Except... it's not. Seeing the projects which didn't pass validation with customers as failed is short-sighted. What some might see as failure, we see as learning:
Teams now know how to come up with ideas, identify one with potential, express it concisely, evaluate it objectively, evolve it with feedback from peers, engage quickly with potential customers to test it, assess that validation data, build a business case and pitch the idea. That's a pretty valuable set of skills.
Teams can recognize when a concept isn't working and can decide to drop or pivot it themselves, without management intervention. Or sniff out the adjacent opportunity and pivot to it.
Some concepts are now proven with data to be unworkable, narrowing the possibility space you need to search for winners. When searching for a needle in a haystack, learning which part of the haystack does not contain a needle is valuable.
New innovators who are building their skills and confidence. A good number of the Kickbox projects that advanced to the blue box were innovators working on their second red box, meaning their first project failed and then later they pursued a different idea that they validated.
If you want to increase innovation over time and at scale, focus on nurturing a culture of innovation and a population of skilled, experienced innovators.

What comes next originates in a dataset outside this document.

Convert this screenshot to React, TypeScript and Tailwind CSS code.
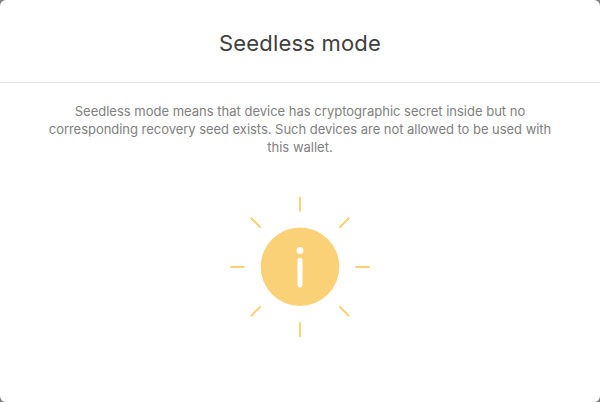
import React from "react";

function SunInfo() {
  return (
    <svg width="140" height="140" viewBox="0 0 140 140" className="block">
      <circle cx="70" cy="69.8" r="39.3" fill="#fad177" />
      <g stroke="#fad177" strokeWidth="2">
        <path d="M70 0V14.5M70 125.2V140M0 70H14.5M125.2 70H140M20.7 20.7L30.7 30.7M109.3 109.3L119.3 119.3M20.7 119.3L30.7 109.3M109.3 30.7L119.3 20.7" />
      </g>
      <circle cx="70" cy="53.6" r="3.5" fill="#fff" />
      <path d="M70 63.3V88" stroke="#fff" strokeWidth="5" strokeLinecap="round" />
    </svg>
  );
}

export default function App() {
  return (
    <div className="h-[402px] w-[600px] bg-[#7f7f7f] font-['Inter',sans-serif]">
      <main className="flex h-full flex-col items-center rounded-md bg-white">
        <header className="flex h-[83px] w-full items-center justify-center border-b border-[#e3e3e3] pt-1">
          <h1 className="text-[22px] leading-8 tracking-[0.2px] text-[#404040]">Seedless mode</h1>
        </header>
        <p className="mt-[19px] text-center text-[13px] leading-[18px] whitespace-nowrap text-[#808080]">
          <span className="block">Seedless mode means that device has cryptographic secret inside but no</span>
          <span className="block tracking-[-0.035px]">corresponding recovery seed exists. Such devices are not allowed to be used with</span>
          <span className="block">this wallet.</span>
        </p>
        <div className="mt-[41px]">
          <SunInfo />
        </div>
      </main>
    </div>
  );
}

Are you required to implement Kickbox with a "no look" approach to the ideas that are being tested? No, but you should think carefully before changing this aspect of Kickbox. Trying to filter ideas up front comes with downsides, starting with the fact the economies of scale in Kickbox work because of the very small initial investment both in money and time.
If you start increasing management involvement to look at and assess the ideas up front, instead of letting the Kickbox process naturally filter them as part of the innovation skill-building process, the overhead costs can escalate quickly. You'll also lose the value of creating innovators through hands-on experience because you're now doing some of the thinking and evaluating for them.